Imam al-Ghazali dalam Ihya Ulumuddin telah menuliskan “mutiara” indah untuk kita renungkan. Bahwa dalam bersyariat kita juga harus mempertimbangkan apa yang disebut dengan akhlaqul karimah. Karena tidak semua hal yang dibolehkan menurut syariat, bahkan dianjurkan oleh syariat pantas untuk dilakukan dalam beberapa kondisi.
“Kewajiban itu ada dua. Kewajiban menurut syari’at, dan kewajiban menurut muru’ah serta kebiasaan.”[2]
Kita tidak bisa mengabaikan salah satunya. Apalagi dua-duanya. Apa yang dicontohkan Nabi kepada sahabat Mu’adz RA sejatinya memenuhi dua kewajiban tersebut. Sementara Nabi menutup “lubang kosong” yang dibuat sahabat Mu’adz RA karena mengabaikan kewajiban secara muru’ah (moral) dan ‘adat (kebiasaan). Meskipun Islam menganjurkan memanjangkan bacaan salat, tapi tidak disunnahkan dilakukan ketika memimpin jamaah. Karena melanggar etika moral. Mungkin saja disitu ada pekerja yang sudah kelelahan dan ingin segera beristirahat. Jika kita bisa memahami Islam demikian, tentu Islam semakin nampak indah. Bukan memahami dengan latah seperti memahami hadis amar makruf secara mentah. Lalu bertameng hadis sahih tersebut, dimana-mana “menebar ketakutan” dengan berteriak lantang “haram!”. Yang ada akan timbul persepsi masyarakat awam, lebih-lebih non muslim bahwa Islam itu “menakutkan”.
(مَنْ رَأَى مِنْكُمْ مُنْكَرًا فَلْيُغَيِّرْهُ بِيَدِهِ ، فَإِنْ لَمْ يَسْتَطِعْ فَبِلِسَانِهِ ، فَإِنْ لَمْ يَسْتَطِعْ فَبِقَلْبِهِ ، وَذَلِكَ أَضْعَفُ الإِيْمَانِ  (رواه مسلم
“Barang siapa yang diantara kalian yang melihat kemungkaran, maka ubahlah kemungkaran itu dengan tangannya. Jika tak mampu maka dengan lisannya, jika tak mampu maka dengan hatinya. Dan yang terakhir itu adalah iman terendah.” (HR. Muslim)

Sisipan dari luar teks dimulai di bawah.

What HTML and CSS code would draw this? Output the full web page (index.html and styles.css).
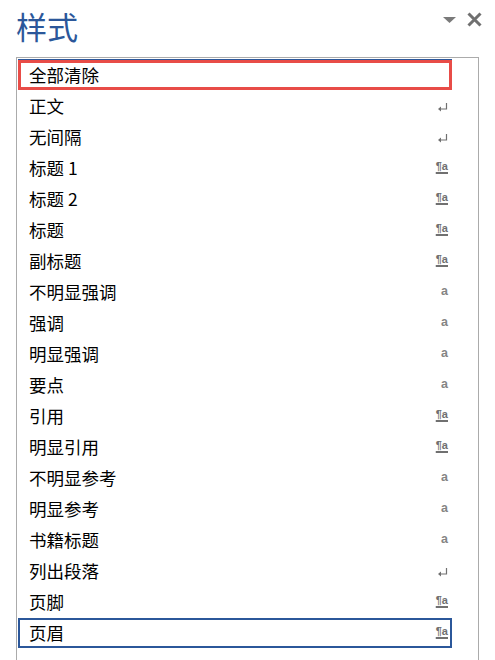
FILE: index.html
```html
<!DOCTYPE html>
<html lang="zh-CN">
<head>
  <meta charset="UTF-8">
  <meta name="viewport" content="width=device-width, initial-scale=1.0">
  <title>样式</title>
  <link rel="stylesheet" href="styles.css">
</head>
<body>

  <div class="pane">
    <div class="header">
      <h1>样式</h1>
      <div class="tools">
        <svg class="drop" width="13" height="6" viewBox="0 0 13 6"><path d="M0 0h13L6.5 6z" fill="#7a7a7a"/></svg>
        <svg class="close" width="15" height="15" viewBox="0 0 15 15"><path d="M1.5 1.5l12 12M13.5 1.5l-12 12" stroke="#707070" stroke-width="3"/></svg>
      </div>
    </div>

    <div class="list">
      <div class="row clear"><span class="name">全部清除</span></div>
      <div class="row"><span class="name">正文</span><span class="mark ret"><svg width="10" height="9" viewBox="0 0 10 9"><path d="M8.5 0v6H2" stroke="#707070" stroke-width="1.2" fill="none"/><path d="M0 6l3-2.5v5z" fill="#707070"/></svg></span></div>
      <div class="row"><span class="name">无间隔</span><span class="mark ret"><svg width="10" height="9" viewBox="0 0 10 9"><path d="M8.5 0v6H2" stroke="#707070" stroke-width="1.2" fill="none"/><path d="M0 6l3-2.5v5z" fill="#707070"/></svg></span></div>
      <div class="row"><span class="name">标题 1</span><span class="mark para">¶a</span></div>
      <div class="row"><span class="name">标题 2</span><span class="mark para">¶a</span></div>
      <div class="row"><span class="name">标题</span><span class="mark para">¶a</span></div>
      <div class="row"><span class="name">副标题</span><span class="mark para">¶a</span></div>
      <div class="row"><span class="name">不明显强调</span><span class="mark char">a</span></div>
      <div class="row"><span class="name">强调</span><span class="mark char">a</span></div>
      <div class="row"><span class="name">明显强调</span><span class="mark char">a</span></div>
      <div class="row"><span class="name">要点</span><span class="mark char">a</span></div>
      <div class="row"><span class="name">引用</span><span class="mark para">¶a</span></div>
      <div class="row"><span class="name">明显引用</span><span class="mark para">¶a</span></div>
      <div class="row"><span class="name">不明显参考</span><span class="mark char">a</span></div>
      <div class="row"><span class="name">明显参考</span><span class="mark char">a</span></div>
      <div class="row"><span class="name">书籍标题</span><span class="mark char">a</span></div>
      <div class="row"><span class="name">列出段落</span><span class="mark ret"><svg width="10" height="9" viewBox="0 0 10 9"><path d="M8.5 0v6H2" stroke="#707070" stroke-width="1.2" fill="none"/><path d="M0 6l3-2.5v5z" fill="#707070"/></svg></span></div>
      <div class="row"><span class="name">页脚</span><span class="mark para">¶a</span></div>
      <div class="row current"><span class="name">页眉</span><span class="mark para">¶a</span></div>
    </div>
  </div>

</body>
</html>
```

FILE: styles.css
```css
body {
  margin: 0;
  background-color: #ffffff;
  font-family: "Noto Sans CJK SC", "Noto Sans", sans-serif;
  overflow: hidden;
}

.pane {
  width: 495px;
  height: 660px;
}

.header {
  display: flex;
  height: 57px;
  padding: 10px 0 0 16px;
  box-sizing: border-box;
}

h1 {
  margin: 0;
  font-size: 31px;
  line-height: 31px;
  font-weight: normal;
  color: #2b579a;
}

.tools {
  margin-left: auto;
  margin-right: 13px;
  display: flex;
  align-items: flex-start;
}

.drop {
  margin-top: 7px;
  margin-right: 11px;
}

.close {
  margin-top: 2px;
}

.list {
  margin-left: 16px;
  width: 463px;
  height: 603px;
  border: 1px solid #ababab;
  border-bottom: none;
  padding: 2px 26px 0 1px;
  box-sizing: border-box;
}

.row {
  display: flex;
  align-items: center;
  height: 30px;
  margin-bottom: 1px;
  padding: 0 2px 2px 9px;
  border: 2px solid transparent;
  box-sizing: border-box;
  font-size: 17.5px;
  color: #000000;
}

.row.clear {
  border: 3px solid #e84c47;
  padding-left: 8px;
  box-shadow: 0 -1px 0 #2b579a;
}

.row.current {
  border-color: #2b579a;
}

.mark {
  margin-left: auto;
  width: 14px;
  display: flex;
  justify-content: flex-end;
  color: #707070;
  font-family: "Liberation Sans", sans-serif;
  font-size: 11px;
  line-height: 11px;
}

.mark.ret {
  margin-top: 4px;
}

.mark.para {
  font-weight: bold;
  text-decoration: underline;
  text-decoration-thickness: 2px;
  text-underline-offset: 2px;
  margin-top: -1px;
}

.mark.char {
  margin-top: 0;
  font-size: 12.5px;
  font-weight: bold;
  color: #858585;
}
```
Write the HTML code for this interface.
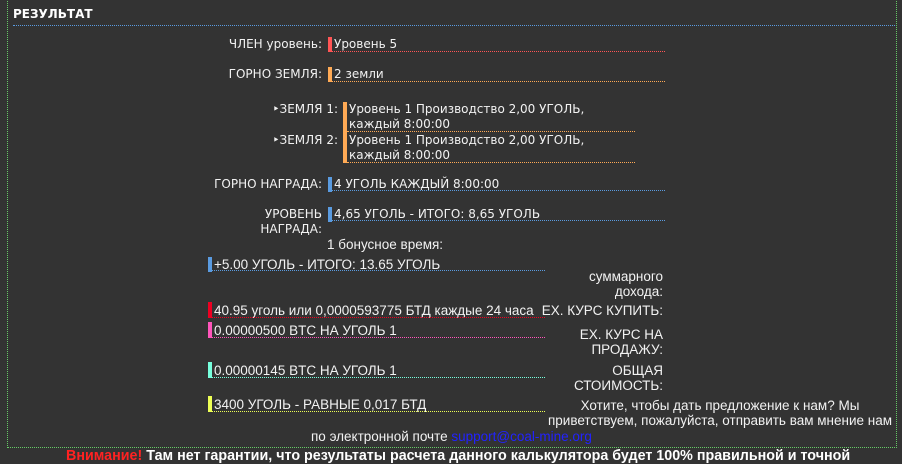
<!DOCTYPE html>
<html><head><meta charset="utf-8"><style>
body{margin:0;width:902px;height:459px;background:#333;overflow:hidden;position:relative;font-family:"DejaVu Sans","Liberation Sans",sans-serif;font-size:12px;color:#f2f2f2}
div{position:absolute;white-space:nowrap;line-height:15px}
.box{left:7px;top:-2px;width:888px;height:448px;border:1px dotted #6c6;}
.r{text-align:right}
.bar{width:4px}
.u{height:0;border-bottom:1px dotted}
.c{font-family:"Liberation Sans",sans-serif;font-size:13.5px}
</style></head><body>
<div class="box"></div>
<div style="left:13px;top:7px;font-weight:bold;font-size:12px;color:#fff">РЕЗУЛЬТАТ</div>
<div class="u" style="left:13px;top:25px;width:882px;border-color:#5a9be0"></div>

<div class="r" style="right:580px;top:37px">ЧЛЕН уровень:</div>
<div class="bar" style="left:328px;top:37px;height:15px;background:#f55"></div>
<div style="left:334px;top:37px">Уровень 5</div>
<div class="u" style="left:332px;top:51px;width:333px;border-color:#f55"></div>

<div class="r" style="right:580px;top:67px">ГОРНО ЗЕМЛЯ:</div>
<div class="bar" style="left:328px;top:67px;height:15px;background:#fa5"></div>
<div style="left:334px;top:67px">2 земли</div>
<div class="u" style="left:332px;top:81px;width:333px;border-color:#fa5"></div>

<div class="r" style="right:564px;top:102px">‣ЗЕМЛЯ 1:</div>
<div class="r" style="right:564px;top:133px">‣ЗЕМЛЯ 2:</div>
<div class="bar" style="left:343px;top:102px;height:61px;background:#fa5"></div>
<div style="left:349px;top:102px">Уровень 1 Производство 2,00 УГОЛЬ,<br>каждый 8:00:00</div>
<div class="u" style="left:347px;top:131px;width:288px;border-color:#fa5"></div>
<div style="left:349px;top:133px">Уровень 1 Производство 2,00 УГОЛЬ,<br>каждый 8:00:00</div>
<div class="u" style="left:347px;top:162px;width:288px;border-color:#fa5"></div>

<div class="r" style="right:580px;top:177px">ГОРНО НАГРАДА:</div>
<div class="bar" style="left:328px;top:177px;height:15px;background:#5a9be0"></div>
<div style="left:334px;top:177px">4 УГОЛЬ КАЖДЫЙ 8:00:00</div>
<div class="u" style="left:332px;top:190px;width:333px;border-color:#5a9be0"></div>

<div class="r" style="right:580px;top:207px">УРОВЕНЬ<br>НАГРАДА:</div>
<div class="bar" style="left:328px;top:207px;height:15px;background:#5a9be0"></div>
<div style="left:334px;top:207px">4,65 УГОЛЬ - ИТОГО: 8,65 УГОЛЬ</div>
<div class="u" style="left:332px;top:220px;width:333px;border-color:#5a9be0"></div>

<div class="c" style="left:327px;top:237px">1 бонусное время:</div>

<div class="bar" style="left:208px;top:257px;height:15px;background:#5a9be0"></div>
<div class="c" style="left:214px;top:257px">+5.00 УГОЛЬ - ИТОГО: 13.65 УГОЛЬ</div>
<div class="u" style="left:212px;top:270px;width:333px;border-color:#5a9be0"></div>

<div class="c r" style="right:239px;top:269px">суммарного<br>дохода:</div>

<div class="bar" style="left:208px;top:302px;height:16px;background:#e02"></div>
<div class="c" style="left:214px;top:303px">40.95 уголь или 0,0000593775 БТД каждые 24 часа</div>
<div class="u" style="left:212px;top:317px;width:333px;border-color:#e02"></div>
<div class="c r" style="right:239px;top:303px">ЕХ. КУРС КУПИТЬ:</div>

<div class="bar" style="left:208px;top:322px;height:16px;background:#f5b"></div>
<div class="c" style="left:214px;top:323px">0.00000500 BTC НА УГОЛЬ 1</div>
<div class="u" style="left:212px;top:337px;width:333px;border-color:#f5b"></div>
<div class="c r" style="right:239px;top:327px">ЕХ. КУРС НА<br>ПРОДАЖУ:</div>

<div class="bar" style="left:208px;top:362px;height:16px;background:#7fd"></div>
<div class="c" style="left:214px;top:363px">0.00000145 BTC НА УГОЛЬ 1</div>
<div class="u" style="left:212px;top:377px;width:333px;border-color:#7fd"></div>
<div class="c r" style="right:239px;top:363px">ОБЩАЯ<br>СТОИМОСТЬ:</div>

<div class="bar" style="left:208px;top:396px;height:16px;background:#ef5"></div>
<div class="c" style="left:214px;top:397px">3400 УГОЛЬ - РАВНЫЕ 0,017 БТД</div>
<div class="u" style="left:212px;top:411px;width:333px;border-color:#ef5"></div>
<div class="c" style="left:546px;top:398px;width:348px;text-align:center">Хотите, чтобы дать предложение к нам? Мы<br>приветствуем, пожалуйста, отправить вам мнение нам</div>
<div class="c" style="left:311px;top:429px">по электронной почте <span style="color:#22f">support@coal-mine.org</span></div>

<div style="left:66px;top:449px;font-weight:bold;font-family:'Liberation Sans',sans-serif;font-size:14.3px;color:#fff"><span style="color:#f22">Внимание!</span> Там нет гарантии, что результаты расчета данного калькулятора будет 100% правильной и точной</div>
</body></html>
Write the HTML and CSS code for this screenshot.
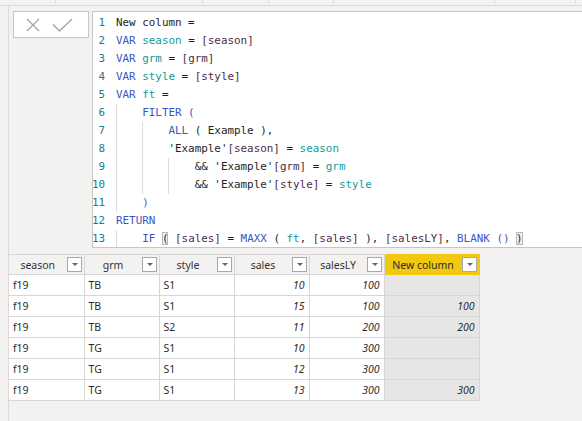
FILE: index.html
```html
<!DOCTYPE html>
<html>
<head>
<meta charset="utf-8">
<link rel="stylesheet" href="styles.css">
</head>
<body>
<div class="topstrip">
  <span class="seg s1"></span><span class="seg s2"></span><span class="seg s3"></span><span class="seg s4"></span><span class="seg s5"></span><span class="seg s6"></span>
</div>
<div class="main">
  <div class="leftpanel"></div>
  <div class="content">
    <div class="formula">
      <div class="actions">
        <svg width="14" height="14" viewBox="0 0 14 14" class="ico"><path d="M1 1 L13 13 M13 1 L1 13" stroke="#a3a3a3" stroke-width="1.3" fill="none"/></svg>
        <svg width="21" height="14" viewBox="0 0 21 14" class="ico"><path d="M1 6.5 L7.5 13 L20 1" stroke="#a3a3a3" stroke-width="1.3" fill="none"/></svg>
      </div>
      <div class="editor">
        <div class="ln"><span class="num">1</span><span class="code"><span class="t">New column =</span></span></div>
        <div class="ln"><span class="num">2</span><span class="code"><span class="k">VAR</span> <span class="v">season</span> = <span class="c">[season]</span></span></div>
        <div class="ln"><span class="num">3</span><span class="code"><span class="k">VAR</span> <span class="v">grm</span> = <span class="c">[grm]</span></span></div>
        <div class="ln"><span class="num">4</span><span class="code"><span class="k">VAR</span> <span class="v">style</span> = <span class="c">[style]</span></span></div>
        <div class="ln"><span class="num">5</span><span class="code"><span class="k">VAR</span> <span class="v">ft</span> =</span></div>
        <div class="ln"><span class="num">6</span><span class="code"><span class="ind"></span><span class="k">FILTER (</span></span></div>
        <div class="ln"><span class="num">7</span><span class="code"><span class="ind"></span><span class="ind"></span><span class="k">ALL</span> ( Example ),</span></div>
        <div class="ln"><span class="num">8</span><span class="code"><span class="ind"></span><span class="ind"></span>'Example'<span class="c">[season]</span> = <span class="v">season</span></span></div>
        <div class="ln"><span class="num">9</span><span class="code"><span class="ind"></span><span class="ind"></span><span class="ind"></span>&amp;&amp; 'Example'<span class="c">[grm]</span> = <span class="v">grm</span></span></div>
        <div class="ln"><span class="num">10</span><span class="code"><span class="ind"></span><span class="ind"></span><span class="ind"></span>&amp;&amp; 'Example'<span class="c">[style]</span> = <span class="v">style</span></span></div>
        <div class="ln"><span class="num">11</span><span class="code"><span class="ind"></span><span class="k">)</span></span></div>
        <div class="ln"><span class="num">12</span><span class="code"><span class="k">RETURN</span></span></div>
        <div class="ln"><span class="num">13</span><span class="code"><span class="ind"></span><span class="k">IF</span> <span class="match">(</span> <span class="c">[sales]</span> = <span class="k">MAXX</span> ( <span class="v">ft</span>, <span class="c">[sales]</span> ), <span class="c">[salesLY]</span>, <span class="k">BLANK ()</span> <span class="match">)</span></span></div>
      </div>
    </div>
    <table class="grid">
      <thead>
        <tr>
          <th><div class="hd"><span class="hl">season</span><span class="dd"></span></div></th>
          <th><div class="hd"><span class="hl">grm</span><span class="dd"></span></div></th>
          <th><div class="hd"><span class="hl">style</span><span class="dd"></span></div></th>
          <th><div class="hd"><span class="hl">sales</span><span class="dd"></span></div></th>
          <th><div class="hd"><span class="hl">salesLY</span><span class="dd"></span></div></th>
          <th class="sel"><div class="hd"><span class="hl">New column</span><span class="dd"></span></div></th>
        </tr>
      </thead>
      <tbody>
        <tr><td>f19</td><td>TB</td><td>S1</td><td class="n">10</td><td class="n">100</td><td class="n nc"></td></tr>
        <tr><td>f19</td><td>TB</td><td>S1</td><td class="n">15</td><td class="n">100</td><td class="n nc">100</td></tr>
        <tr><td>f19</td><td>TB</td><td>S2</td><td class="n">11</td><td class="n">200</td><td class="n nc">200</td></tr>
        <tr><td>f19</td><td>TG</td><td>S1</td><td class="n">10</td><td class="n">300</td><td class="n nc"></td></tr>
        <tr><td>f19</td><td>TG</td><td>S1</td><td class="n">12</td><td class="n">300</td><td class="n nc"></td></tr>
        <tr><td>f19</td><td>TG</td><td>S1</td><td class="n">13</td><td class="n">300</td><td class="n nc">300</td></tr>
      </tbody>
    </table>
  </div>
</div>
</body>
</html>
```

FILE: styles.css
```css
html, body {
  margin: 0;
  padding: 0;
}
body {
  width: 582px;
  height: 421px;
  overflow: hidden;
  background: #f3f2f1;
  font-family: "Noto Sans", "Open Sans", sans-serif;
}
.topstrip {
  height: 5px;
  border-bottom: 1px solid #dcdad8;
  display: flex;
}
.seg {
  height: 3px;
  border-right: 1px solid #d6d6d6;
}
.s1 { width: 55px; }
.s2 { width: 146px; }
.s3 { width: 65px; }
.s4 { width: 64px; }
.s5 { width: 160px; }
.s6 { width: 80px; }
.main {
  display: flex;
  height: 415px;
}
.leftpanel {
  width: 8px;
  border-right: 1px solid #dcdad8;
  flex: none;
}
.content {
  flex: 1;
  min-width: 0;
  padding-top: 5px;
}
.formula {
  display: flex;
  gap: 3px;
  padding-left: 4px;
}
.actions {
  width: 76px;
  height: 27px;
  box-sizing: border-box;
  background: #fff;
  border: 1px solid #c8c6c4;
  display: flex;
  align-items: center;
  gap: 12px;
  padding-left: 12px;
  flex: none;
}
.actions .ico { display: block; }
.editor {
  flex: 1;
  background: #fff;
  border: 1px solid #c8c6c4;
  border-right: none;
  padding-top: 2px;
  height: 233px;
  overflow: hidden;
  font-family: "DejaVu Sans Mono", "Liberation Mono", monospace;
  font-size: 10.9px;
  color: #1e1e1e;
}
.ln {
  display: flex;
  height: 18px;
  line-height: 18px;
}
.num {
  width: 13px;
  text-align: right;
  color: #237893;
  flex: none;
  margin-left: -1px;
}
.code {
  margin-left: 11px;
  white-space: pre;
}
.ind {
  display: inline-block;
  width: 4ch;
  height: 18px;
  vertical-align: top;
  box-shadow: inset 1px 0 0 #dcdcdc;
}
.k { color: #3a56c2; }
.v { color: #14999d; }
.c { color: #4d2b45; }
.t { color: #1e1e1e; }
.match {
  outline: 1px solid #b9b9b9;
  outline-offset: -1px;
  background: #f0f0ee;
}
.grid {
  margin-top: 6px;
  border-collapse: collapse;
  table-layout: fixed;
  width: 470px;
  font-size: 10.5px;
  color: #2b2b2b;
}
.grid th, .grid td {
  height: 20px;
  padding: 0;
  border: 1px solid #d6d6d6;
  box-sizing: border-box;
}
.grid th:first-child, .grid td:first-child { border-left: none; }
.grid th { width: 75px; background: #f3f2f1; font-weight: normal; color: #333; }
.grid th.sel { width: 95px; background: #f2c811; border-color: #f2c811; color: #2b2b2b; }
.hd {
  display: flex;
  align-items: center;
  padding-right: 2px;
}
.hl {
  flex: 1;
  text-align: center;
  white-space: nowrap;
}
.dd {
  width: 13px;
  height: 13px;
  background: #fff;
  border: 1px solid #a8a8a8;
  position: relative;
  flex: none;
}
.dd::after {
  content: "";
  position: absolute;
  left: 4px;
  top: 5px;
  border-left: 3px solid transparent;
  border-right: 3px solid transparent;
  border-top: 3px solid #666;
}
.grid td {
  background: #fff;
  padding: 0 4px;
  height: 21px;
}
.grid td.n {
  text-align: right;
  font-style: italic;
}
.grid td.nc {
  background: #e6e6e6;
}
```
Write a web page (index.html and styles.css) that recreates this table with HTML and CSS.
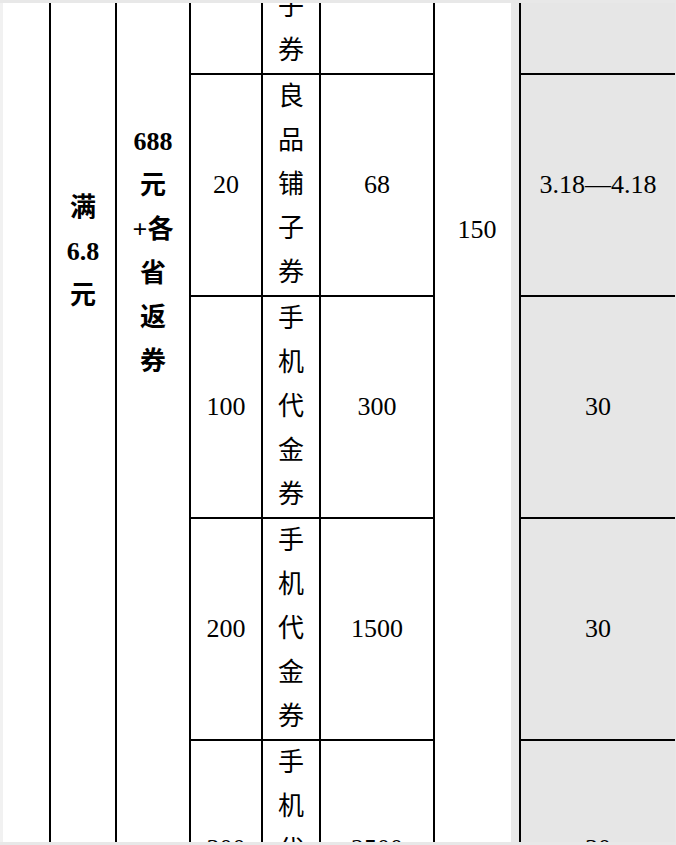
FILE: index.html
```html
<!DOCTYPE html>
<html lang="zh">
<head>
<meta charset="utf-8">
<title>活动表</title>
<link rel="stylesheet" href="styles.css">
</head>
<body>
<div class="sheet">
  <div class="grid">
    <div class="cell blank span-all"></div>
    <div class="cell bold span-all cond">满<br>6.8<br>元</div>
    <div class="cell bold span-all prize">688<br>元<br>+各<br>省<br>返<br>券</div>

    <!-- row 0 (partly above the view) -->
    <div class="cell num r0 c4"></div>
    <div class="cell vert top r0 c5">良<br>品<br>铺<br>子<br>券</div>
    <div class="cell num r0 c6"></div>
    <div class="cell total span-all c7">150</div>
    <div class="cell num gray r0 c8"></div>

    <!-- row 1 -->
    <div class="cell num r1 c4">20</div>
    <div class="cell vert r1 c5">良<br>品<br>铺<br>子<br>券</div>
    <div class="cell num r1 c6">68</div>
    <div class="cell num gray r1 c8">3.18—4.18</div>

    <!-- row 2 -->
    <div class="cell num r2 c4">100</div>
    <div class="cell vert r2 c5">手<br>机<br>代<br>金<br>券</div>
    <div class="cell num r2 c6">300</div>
    <div class="cell num gray r2 c8">30</div>

    <!-- row 3 -->
    <div class="cell num r3 c4">200</div>
    <div class="cell vert r3 c5">手<br>机<br>代<br>金<br>券</div>
    <div class="cell num r3 c6">1500</div>
    <div class="cell num gray r3 c8">30</div>

    <!-- row 4 (partly below the view) -->
    <div class="cell num low r4 c4">300</div>
    <div class="cell vert r4 c5">手<br>机<br>代<br>金<br>券</div>
    <div class="cell num low r4 c6">2500</div>
    <div class="cell num low gray r4 c8">30</div>
  </div>
</div>
</body>
</html>
```

FILE: styles.css
```css
html, body {
  margin: 0;
  padding: 0;
  background: #e8e8e8;
}

.sheet {
  width: 676px;
  height: 845px;
  box-sizing: border-box;
  border-top: 3px solid #e8e8e8;
  border-bottom: 3px solid #e8e8e8;
  background: #e8e8e8;
  overflow: hidden;
}

.grid {
  display: grid;
  width: 675px;
  grid-template-columns: 49px 64px 72px 70px 56px 112px 84px 154px;
  grid-template-rows: 70px 220px 220px 220px 220px;
  gap: 2px;
  background: #000;
}

.cell {
  background: #fff;
  color: #000;
  font-family: "Liberation Serif", "Noto Sans CJK SC", serif;
  font-size: 26px;
  line-height: 44px;
  text-align: center;
  display: flex;
  flex-direction: column;
  justify-content: center;
  align-items: center;
  white-space: nowrap;
}

.span-all {
  grid-row: 1 / -1;
  justify-content: flex-start;
}

.blank {
  grid-column: 1;
  box-shadow: inset 3px 0 0 #f1f1f1;
}

.bold {
  font-weight: bold;
}

.cond {
  grid-column: 2;
  padding-top: 183px;
}

.prize {
  grid-column: 3;
  padding-top: 117px;
}

.total {
  padding-top: 205px;
  box-shadow: inset -8px 0 0 #e9e9e9;
}

.gray {
  background: #e6e6e6;
}

.top {
  justify-content: flex-end;
}

.low {
  padding-bottom: 4px;
}

.r0 { grid-row: 1; }
.r1 { grid-row: 2; }
.r2 { grid-row: 3; }
.r3 { grid-row: 4; }
.r4 { grid-row: 5; }

.c4 { grid-column: 4; }
.c5 { grid-column: 5; }
.c6 { grid-column: 6; }
.c7 { grid-column: 7; }
.c8 { grid-column: 8; }
```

Hadis tersebut, sejatinya menjelaskan marâtib, derajat amar makruf. Jika masih mungkin, kita lakukan dengan tangan, jika tidak kita bicarakan baik-baik, jika tidak cukup tidak sepakat dalam hati. Tapi banyak yang memahami keliru lalu menggaris bawahi kalimat falyughayyirhu biyadihi, dengan harapan menjadi seorang muslim yang kaffah, sempurna. Mengabaikan kalimat fabiqalbihi. Tidak rela cukup dengan diam saja. Padahal jika kita pahami, kita diam saja, namun tidak setuju atas kemunkaran saja sudah termasuk amar makruf yang kaffah. Dalam arti, itulah yang mampu kita lakukan, maka jangan berharap lebih, sebab nantinya mungkin timbul masalah baru. Ulama salaf, bahkan walisongo tentu tahu ada kemungkaran disekitar mereka. Tapi dengan cara bijak kemungkaran itu dirubah. Akhirnya dakwah mereka berhasil, dan tercipta pemahaman bahwa Islam adalah agama yang indah. Inilah maksud keterangan Imam al-Ghazali dalam Ihya Ulumuddin beliau. Menerapkan syari’at dengan bijak, dalam praktiknya tidak hanya menegakkan kewajiban syariat yang dibebankan Allah SWT kepada kita dengan tangan besi, namun mempetimbangkan kewajiban moral dan akhlaqul karimah yang menjadi tanggung jawab kita kepada masyarakat.
Dahulu, Nabi Muhammad SAW tidak melarang orang Majusi menikahi saudara semahramnya. Beliau beralasan, menikahi mahram menurut agama Majusi diperbolehkan, meskipun dalam Islam dilarang. Inilah wajah Islam sebenarnya yang tidak begitu dipahami. Jika kita mengiblat peristiwa ini ke Indonesia, Indonesia akan aman. Sebab melakukan hal-hal yang menurut agama lain diperbolehkan, namun dalam Islam tak boleh dilakukan sebenarnya tidak boleh kita larang. Karena kata “haram” tidak diukur dengan ideologi, akidah, apalagi pemahaman sendiri. Kita akhirnya bisa menyebarkan dakwah bil hal, dakwah dengan etika dan akhlak terpuji yang memberikan kesan kepada dunia bahwa Islam adalah agama ramah, bukan agama yang marah. Sungguh alangkah indahnya Islam, jika kita bisa mengetahui hakikat Islam lebih dalam lalu menerapkan syariahnya dengan bijaksana.

[1] Disarikan dari HR Muslim nomor 465. Hal 210/1.
Syarah Muslim 183/4. Darul Minhaj.
[2] Ihya   (3/ 260)
Ittihafus Sadatul Muttaqin 205/8. Darul Fikr.